Oil&Gas Materials 21 November 2019 14:01 (UTC +04:00)
Which factors to reduce supply risk in oil market?

BAKU, Azerbaijan, Nov.21

By Leman Zeynalova – Trend:

There are three factors in play that could reduce supply risk in the current market environment, Trend reports citing Deloitte’s 2020 oil, gas and chemical industry outlook.

These factors as the following:

Growing supply from Western Hemisphere producers—the United States and Brazil are both delivering growth in supply barrels from onshore shale plays and deepwater plays, respectively. Together, they added 1.4 million b/d of liquids supply (including crude oil, condensates, and NGLs) in the first nine months of 2019.1 The Canadian oil sands can also deliver more barrels from current projects if required by the market.
Healthy commercial crude oil inventories in OECD countries, standing at 2.9 billion barrels in September 20192—seemingly enough to offset a lengthy supply disruption if needed.
The production restraint agreement between the OPEC and non-OPEC Vienna agreement countries is still in place, preserving spare production capacity—if needed, adjustment to add barrels back to the market in tight supply conditions would very likely be accommodated.

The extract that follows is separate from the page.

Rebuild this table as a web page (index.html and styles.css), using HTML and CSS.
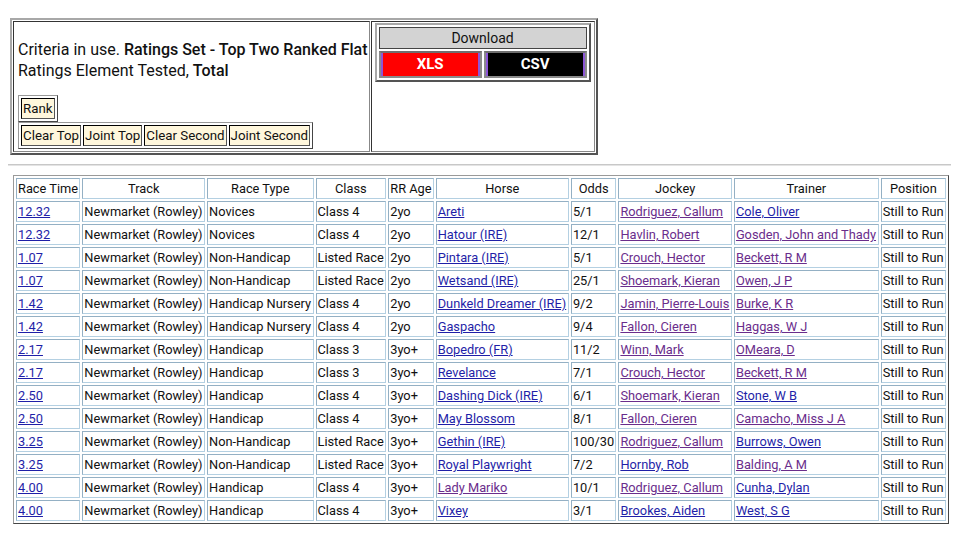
FILE: index.html
```html
<!DOCTYPE html>
<html>
<head>
<meta charset="utf-8">
<link rel="stylesheet" href="styles.css">
</head>
<body>
<div class="top-wrap">
<table class="criteria">
  <tr>
    <td class="crit-left">
      <p class="crit-text">Criteria in use. <b>Ratings Set - Top Two Ranked Flat</b><br>Ratings Element Tested, <b>Total</b></p>
      <table class="rank"><tr><td>Rank</td></tr></table>
      <table class="rank"><tr><td>Clear Top</td><td>Joint Top</td><td>Clear Second</td><td>Joint Second</td></tr></table>
    </td>
    <td class="crit-right">
      <table class="download">
        <tr><td colspan="2" class="dl-head">Download</td></tr>
        <tr>
          <td class="dl-btn"><div class="btn xls">XLS</div></td>
          <td class="dl-btn"><div class="btn csv">CSV</div></td>
        </tr>
      </table>
    </td>
  </tr>
</table>
</div>
<hr class="sep">
<div class="main-wrap">
<table class="races">
  <tr><th class="left">Race Time</th><th>Track</th><th>Race Type</th><th>Class</th><th>RR Age</th><th>Horse</th><th>Odds</th><th>Jockey</th><th>Trainer</th><th>Position</th></tr>
  <tr><td><a href="#">12.32</a></td><td>Newmarket (Rowley)</td><td>Novices</td><td>Class 4</td><td>2yo</td><td><a href="#">Areti</a></td><td>5/1</td><td><a class="v" href="#">Rodriguez, Callum</a></td><td><a href="#">Cole, Oliver</a></td><td>Still to Run</td></tr>
  <tr><td><a href="#">12.32</a></td><td>Newmarket (Rowley)</td><td>Novices</td><td>Class 4</td><td>2yo</td><td><a href="#">Hatour (IRE)</a></td><td>12/1</td><td><a class="v" href="#">Havlin, Robert</a></td><td><a class="v" href="#">Gosden, John and Thady</a></td><td>Still to Run</td></tr>
  <tr><td><a href="#">1.07</a></td><td>Newmarket (Rowley)</td><td>Non-Handicap</td><td>Listed Race</td><td>2yo</td><td><a href="#">Pintara (IRE)</a></td><td>5/1</td><td><a class="v" href="#">Crouch, Hector</a></td><td><a class="v" href="#">Beckett, R M</a></td><td>Still to Run</td></tr>
  <tr><td><a href="#">1.07</a></td><td>Newmarket (Rowley)</td><td>Non-Handicap</td><td>Listed Race</td><td>2yo</td><td><a href="#">Wetsand (IRE)</a></td><td>25/1</td><td><a class="v" href="#">Shoemark, Kieran</a></td><td><a class="v" href="#">Owen, J P</a></td><td>Still to Run</td></tr>
  <tr><td><a href="#">1.42</a></td><td>Newmarket (Rowley)</td><td>Handicap Nursery</td><td>Class 4</td><td>2yo</td><td><a href="#">Dunkeld Dreamer (IRE)</a></td><td>9/2</td><td><a class="v" href="#">Jamin, Pierre-Louis</a></td><td><a class="v" href="#">Burke, K R</a></td><td>Still to Run</td></tr>
  <tr><td><a href="#">1.42</a></td><td>Newmarket (Rowley)</td><td>Handicap Nursery</td><td>Class 4</td><td>2yo</td><td><a href="#">Gaspacho</a></td><td>9/4</td><td><a class="v" href="#">Fallon, Cieren</a></td><td><a class="v" href="#">Haggas, W J</a></td><td>Still to Run</td></tr>
  <tr><td><a href="#">2.17</a></td><td>Newmarket (Rowley)</td><td>Handicap</td><td>Class 3</td><td>3yo+</td><td><a href="#">Bopedro (FR)</a></td><td>11/2</td><td><a class="v" href="#">Winn, Mark</a></td><td><a class="v" href="#">OMeara, D</a></td><td>Still to Run</td></tr>
  <tr><td><a href="#">2.17</a></td><td>Newmarket (Rowley)</td><td>Handicap</td><td>Class 3</td><td>3yo+</td><td><a href="#">Revelance</a></td><td>7/1</td><td><a class="v" href="#">Crouch, Hector</a></td><td><a class="v" href="#">Beckett, R M</a></td><td>Still to Run</td></tr>
  <tr><td><a href="#">2.50</a></td><td>Newmarket (Rowley)</td><td>Handicap</td><td>Class 4</td><td>3yo+</td><td><a href="#">Dashing Dick (IRE)</a></td><td>6/1</td><td><a class="v" href="#">Shoemark, Kieran</a></td><td><a href="#">Stone, W B</a></td><td>Still to Run</td></tr>
  <tr><td><a href="#">2.50</a></td><td>Newmarket (Rowley)</td><td>Handicap</td><td>Class 4</td><td>3yo+</td><td><a href="#">May Blossom</a></td><td>8/1</td><td><a class="v" href="#">Fallon, Cieren</a></td><td><a class="v" href="#">Camacho, Miss J A</a></td><td>Still to Run</td></tr>
  <tr><td><a href="#">3.25</a></td><td>Newmarket (Rowley)</td><td>Non-Handicap</td><td>Listed Race</td><td>3yo+</td><td><a href="#">Gethin (IRE)</a></td><td>100/30</td><td><a class="v" href="#">Rodriguez, Callum</a></td><td><a href="#">Burrows, Owen</a></td><td>Still to Run</td></tr>
  <tr><td><a href="#">3.25</a></td><td>Newmarket (Rowley)</td><td>Non-Handicap</td><td>Listed Race</td><td>3yo+</td><td><a href="#">Royal Playwright</a></td><td>7/2</td><td><a href="#">Hornby, Rob</a></td><td><a class="v" href="#">Balding, A M</a></td><td>Still to Run</td></tr>
  <tr><td><a href="#">4.00</a></td><td>Newmarket (Rowley)</td><td>Handicap</td><td>Class 4</td><td>3yo+</td><td><a class="v" href="#">Lady Mariko</a></td><td>10/1</td><td><a class="v" href="#">Rodriguez, Callum</a></td><td><a href="#">Cunha, Dylan</a></td><td>Still to Run</td></tr>
  <tr><td><a href="#">4.00</a></td><td>Newmarket (Rowley)</td><td>Handicap</td><td>Class 4</td><td>3yo+</td><td><a href="#">Vixey</a></td><td>3/1</td><td><a href="#">Brookes, Aiden</a></td><td><a href="#">West, S G</a></td><td>Still to Run</td></tr>
</table>
</div>
</body>
</html>
```
FILE: styles.css
```css
html, body {
  background: #ffffff;
}
body {
  margin: 8px;
  font-family: Roboto, "Liberation Sans", sans-serif;
  color: #111;
}
.top-wrap {
  padding: 10px 0 0 2px;
}
table {
  font-size: 13px;
}
.criteria {
  border: 2px outset #a8a8a8;
  border-spacing: 1px;
}
.criteria > tbody > tr > td {
  border: 1px inset #888;
}
.crit-left {
  vertical-align: top;
  padding: 17px 1px 2px 4px;
}
.crit-text {
  margin: 0 0 14px 0;
  font-size: 16px;
  line-height: 21px;
  white-space: nowrap;
}
.crit-text b {
  font-weight: 500;
}
.rank {
  border: 1px outset #999;
  border-spacing: 2px;
  margin: 0;
}
.rank td {
  background: #fff7dc;
  border: 1px inset #555;
  padding: 1px 1px;
  font-size: 13.3px;
  line-height: 17px;
  white-space: nowrap;
}
.crit-right {
  vertical-align: top;
  padding: 1px 3px 3px 3px;
  width: 216px;
}
.download {
  width: 216px;
  border: 2px outset #a8a8a8;
  border-spacing: 2px;
}
.dl-head {
  background: #d3d3d3;
  border: 1px solid #444;
  text-align: center;
  font-size: 14px;
  line-height: 20px;
  padding: 0;
}
.dl-btn {
  padding: 0;
  border: 2px solid #8a8a8a;
  border-top-color: #6f6f6f;
  width: 50%;
}
.btn {
  border-left: 2px solid #8d56d6;
  border-right: 2px solid #8d56d6;
  color: #fff;
  font-weight: 700;
  font-size: 15px;
  text-align: center;
  line-height: 23px;
}
.xls {
  background: #ff0000;
}
.csv {
  background: #000000;
}
.sep {
  margin: 9px 0 0 0;
  width: calc(100% + 8px);
  border: 0;
  border-top: 1px solid #c8c8c8;
  border-bottom: 1px solid #e4e4e4;
}
.main-wrap {
  padding: 9px 0 0 5px;
}
.races {
  width: 936px;
  border: 1px outset #9a9a9a;
  border-spacing: 2px;
}
.races th,
.races td {
  border: 1px solid #b4d0e2;
  border-top-color: #94b0c4;
  border-left-color: #94b0c4;
  padding: 1px 1px;
  font-size: 12.8px;
  line-height: 17px;
  white-space: nowrap;
  text-align: left;
  font-weight: 400;
}
.races th {
  text-align: center;
}
.races th.left {
  text-align: left;
}
.races a {
  color: #1f1fa8;
  text-decoration: underline;
}
.races a.v {
  color: #6a2d8c;
}
```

“If we also assume that a lower-demand growth outlook is quite possible in 2020, as a result of potentially weakening global economies, then we could conclude that supply security is reasonably robust, even in the face of security risks in some key producing countries,” said Deloitte.

The historically important issue of global oil supply security returned to the forefront of industry attention in mid-September 2019, when an attack on critical facilities in Saudi Arabia resulted in the largest single supply disruption since the Gulf War of 1991.

And yet, market disruption was largely avoided, with prices rapidly reverting to their recent trading range after a one-day surge. And, even though this event was dramatic, the global market has also seen the slower-moving decline of supply from two other major producers—Iran and Venezuela; the first largely because of economic sanctions, the second mainly due to both sanctions and the ongoing degradation of investment and operating conditions in the Venezuelan oil sector.